| BRIEF |
Pull out every line containing the string "components".

| SUPPLIED DATA |
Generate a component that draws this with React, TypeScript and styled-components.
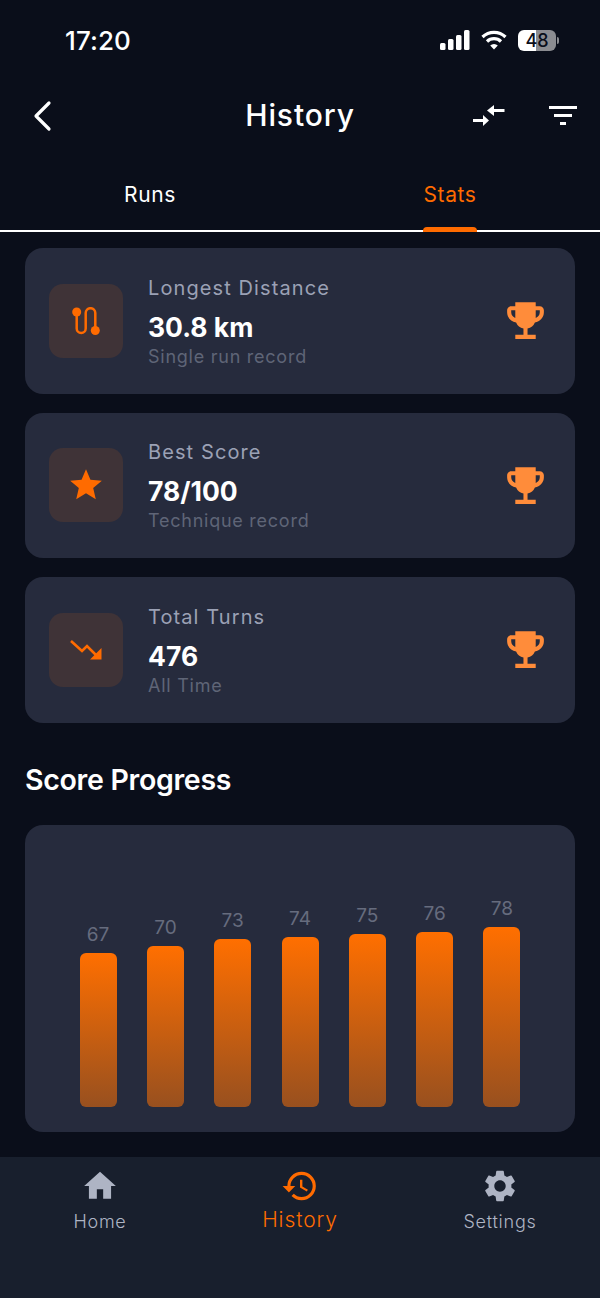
import React from "react";
import styled, { createGlobalStyle } from "styled-components";
import { MdEmojiEvents, MdHistory, MdHome, MdSettings, MdStar } from "react-icons/md";

const ORANGE = "#ff6b00";

const stats = [
    { label: "Longest Distance", value: "30.8 km", note: "Single run record", icon: <RouteIcon /> },
    { label: "Best Score", value: "78/100", note: "Technique record", icon: <MdStar size={38} color={ORANGE} /> },
    { label: "Total Turns", value: "476", note: "All Time", icon: <TurnsIcon /> },
];

const scores = [
    { value: 67, height: 154 },
    { value: 70, height: 161 },
    { value: 73, height: 168 },
    { value: 74, height: 170 },
    { value: 75, height: 173 },
    { value: 76, height: 175 },
    { value: 78, height: 180 },
];

function RouteIcon() {
    return (
        <svg width="28" height="28" viewBox="0 0 28 28" fill="none">
            <path
                d="M4.700 5v16.500a4.500 4.500 0 0 0 9 0V6a4.800 4.800 0 0 1 9.600 0v17"
                stroke={ORANGE}
                strokeWidth="2.500"
            />
            <circle cx="4.700" cy="5" r="4.500" fill={ORANGE} />
            <circle cx="23.300" cy="23.500" r="4.500" fill={ORANGE} />
        </svg>
    );
}

function TurnsIcon() {
    return (
        <svg width="32" height="20" viewBox="0 0 32 20" fill="none">
            <path d="M1 1l11 10 5-5 12 12" stroke={ORANGE} strokeWidth="2.600" />
            <path d="M20 19.500h11.500V8z" fill={ORANGE} />
        </svg>
    );
}

function SortIcon() {
    return (
        <svg width="32" height="23" viewBox="0 0 32 23" fill="none">
            <path d="M20 6.500h11.500" stroke="#fff" strokeWidth="3" />
            <path d="M14 6.500L21 1v11z" fill="#fff" />
            <path d="M0 16.500h11" stroke="#fff" strokeWidth="3" />
            <path d="M16 16.500L10 11v11z" fill="#fff" />
        </svg>
    );
}

function FilterIcon() {
    return (
        <svg width="28" height="20" viewBox="0 0 28 20" fill="#fff">
            <rect x="0" y="0" width="28" height="3" />
            <rect x="5" y="8" width="18" height="3" />
            <rect x="11" y="16" width="6" height="3" />
        </svg>
    );
}

function BackIcon() {
    return (
        <svg width="20" height="32" viewBox="0 0 20 32" fill="none">
            <path d="M16 3L3 16l13 13" stroke="#fff" strokeWidth="3.200" strokeLinecap="round" strokeLinejoin="round" />
        </svg>
    );
}

function SignalIcon() {
    return (
        <svg width="30" height="20" viewBox="0 0 30 20" fill="#fff">
            <rect x="0" y="13" width="5.500" height="7" rx="1.500" />
            <rect x="8" y="9" width="5.500" height="11" rx="1.500" />
            <rect x="16" y="5" width="5.500" height="15" rx="1.500" />
            <rect x="24" y="0" width="5.500" height="20" rx="1.500" />
        </svg>
    );
}

function WifiIcon() {
    return (
        <svg width="26" height="20" viewBox="0 0 26 20" fill="none" stroke="#fff" strokeWidth="3.200">
            <path d="M1.500 7a16.500 16.500 0 0 1 23 0" />
            <path d="M6 11.500a10 10 0 0 1 14 0" />
            <path d="M13 19.500l-3.800-4a5.400 5.400 0 0 1 7.600 0z" fill="#fff" stroke="none" />
        </svg>
    );
}

export default function App() {
    return (
        <>
            <GlobalStyle />
            <Screen>
                <StatusBar>
                    <Clock>17:20</Clock>
                    <StatusIcons>
                        <SignalIcon />
                        <WifiIcon />
                        <Battery>
                            <BatteryBody>48</BatteryBody>
                            <BatteryNub />
                        </Battery>
                    </StatusIcons>
                </StatusBar>

                <Header>
                    <BackIcon />
                    <Title>History</Title>
                    <HeaderActions>
                        <SortIcon />
                        <FilterIcon />
                    </HeaderActions>
                </Header>

                <Tabs>
                    <Tab>Runs</Tab>
                    <Tab $active>
                        Stats
                        <TabMarker />
                    </Tab>
                </Tabs>

                <Content>
                    {stats.map(stat => (
                        <StatCard key={stat.label}>
                            <StatIconBox>{stat.icon}</StatIconBox>
                            <StatText>
                                <StatLabel>{stat.label}</StatLabel>
                                <StatValue>{stat.value}</StatValue>
                                <StatNote>{stat.note}</StatNote>
                            </StatText>
                            <MdEmojiEvents size={49} color="#ff8c3a" />
                        </StatCard>
                    ))}

                    <SectionTitle>Score Progress</SectionTitle>
                    <ChartCard>
                        {scores.map(score => (
                            <BarColumn key={score.value}>
                                <BarValue>{score.value}</BarValue>
                                <Bar style={{ height: score.height }} />
                            </BarColumn>
                        ))}
                    </ChartCard>
                </Content>

                <BottomNav>
                    <NavItem>
                        <MdHome size={38} />
                        <NavLabel>Home</NavLabel>
                    </NavItem>
                    <NavItem $active>
                        <MdHistory size={38} />
                        <NavLabel $active>History</NavLabel>
                    </NavItem>
                    <NavItem>
                        <MdSettings size={38} />
                        <NavLabel>Settings</NavLabel>
                    </NavItem>
                </BottomNav>
            </Screen>
        </>
    );
}

const GlobalStyle = createGlobalStyle`
    html, body {
        margin: 0;
        padding: 0;
        background: #0a0e1a;
    }

    * {
        box-sizing: border-box;
    }
`;

const Screen = styled.div`
    width: 600px;
    height: 1298px;
    display: flex;
    flex-direction: column;
    overflow: hidden;
    background: #0a0e1a;
    color: #fff;
    font-family: Inter, "Liberation Sans", sans-serif;
`;

const StatusBar = styled.div`
    height: 76px;
    flex: none;
    display: flex;
    justify-content: space-between;
    align-items: center;
    padding: 4px 41px 0 65px;
`;

const Clock = styled.div`
    font-size: 26px;
    font-weight: 500;
    letter-spacing: 0.1px;
`;

const StatusIcons = styled.div`
    display: flex;
    align-items: center;
    gap: 11px;
`;

const Battery = styled.div`
    display: flex;
    align-items: center;
    gap: 1px;
`;

const BatteryBody = styled.div`
    width: 38px;
    height: 21px;
    border-radius: 6px;
    background: linear-gradient(90deg, #fff 48%, #8b8c91 48%);
    color: #0a0e1a;
    font-size: 18px;
    font-weight: 500;
    line-height: 21px;
    text-align: center;
`;

const BatteryNub = styled.div`
    width: 2px;
    height: 7px;
    border-radius: 0 2px 2px 0;
    background: #8b8c91;
`;

const Header = styled.div`
    height: 79px;
    flex: none;
    position: relative;
    display: flex;
    justify-content: space-between;
    align-items: center;
    padding: 0 23px 0 33px;
`;

const Title = styled.div`
    position: absolute;
    left: 0;
    right: 0;
    top: 19px;
    text-align: center;
    font-size: 30px;
    line-height: 40px;
    font-weight: 500;
    letter-spacing: 0.9px;
`;

const HeaderActions = styled.div`
    display: flex;
    align-items: center;
    gap: 44px;
`;

const Tabs = styled.div`
    height: 77px;
    flex: none;
    display: grid;
    grid-template-columns: 1fr 1fr;
    border-bottom: 2px solid #fff;
`;

const Tab = styled.div<{ $active?: boolean }>`
    position: relative;
    display: flex;
    justify-content: center;
    padding-top: 27px;
    font-size: 21px;
    font-weight: 400;
    letter-spacing: 0.6px;
    color: ${props => (props.$active ? ORANGE : "#fff")};
`;

const TabMarker = styled.div`
    position: absolute;
    left: 123px;
    bottom: -2px;
    width: 54px;
    height: 5px;
    border-radius: 4px 4px 0 0;
    background: ${ORANGE};
`;

const Content = styled.div`
    flex: 1;
    display: flex;
    flex-direction: column;
    gap: 19px;
    padding: 16px 25px 0;
`;

const StatCard = styled.div`
    height: 145.5px;
    display: flex;
    align-items: center;
    padding: 0 25px 0 24px;
    border-radius: 18px;
    background: #262b3d;
`;

const StatIconBox = styled.div`
    width: 74px;
    height: 74px;
    flex: none;
    display: flex;
    align-items: center;
    justify-content: center;
    border-radius: 14px;
    background: #3f3337;
`;

const StatText = styled.div`
    flex: 1;
    display: flex;
    flex-direction: column;
    margin-left: 25px;
    padding-top: 2px;
`;

const StatLabel = styled.div`
    font-size: 20px;
    line-height: 26px;
    letter-spacing: 1.1px;
    color: #9ba1b5;
`;

const StatValue = styled.div`
    margin-top: 10px;
    font-size: 26.5px;
    font-weight: 700;
    line-height: 32px;
`;

const StatNote = styled.div`
    margin-top: 2px;
    font-size: 18px;
    line-height: 24px;
    letter-spacing: 0.75px;
    color: #5f6577;
`;

const SectionTitle = styled.div`
    margin-top: 21.5px;
    font-size: 28.5px;
    font-weight: 600;
    line-height: 34px;
    letter-spacing: -0.3px;
`;

const ChartCard = styled.div`
    height: 306.5px;
    margin-top: 9px;
    display: flex;
    justify-content: center;
    align-items: flex-end;
    gap: 30.3px;
    padding-bottom: 24.5px;
    border-radius: 18px;
    background: #262b3d;
`;

const BarColumn = styled.div`
    width: 37px;
    display: flex;
    flex-direction: column;
    align-items: center;
    gap: 7px;
`;

const BarValue = styled.div`
    font-size: 19px;
    line-height: 22px;
    color: #666c7e;
`;

const Bar = styled.div`
    width: 37px;
    border-radius: 6px;
    background: linear-gradient(180deg, #ff6f00, #98501f);
`;

const BottomNav = styled.div`
    height: 141px;
    flex: none;
    display: grid;
    grid-template-columns: repeat(3, 1fr);
    padding-top: 10px;
    background: #181f2d;
`;

const NavItem = styled.div<{ $active?: boolean }>`
    display: flex;
    flex-direction: column;
    align-items: center;
    color: ${props => (props.$active ? ORANGE : "#aeb4c4")};
`;

const NavLabel = styled.div<{ $active?: boolean }>`
    margin-top: ${props => (props.$active ? "1px" : "3px")};
    font-size: ${props => (props.$active ? "21px" : "18px")};
    font-weight: 300;
    line-height: 28px;
    letter-spacing: ${props => (props.$active ? "0.9px" : "0.75px")};
`;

| SOLUTION BELOW |
Generate a component that draws this with React, TypeScript and styled-components.
import styled, { createGlobalStyle } from "styled-components";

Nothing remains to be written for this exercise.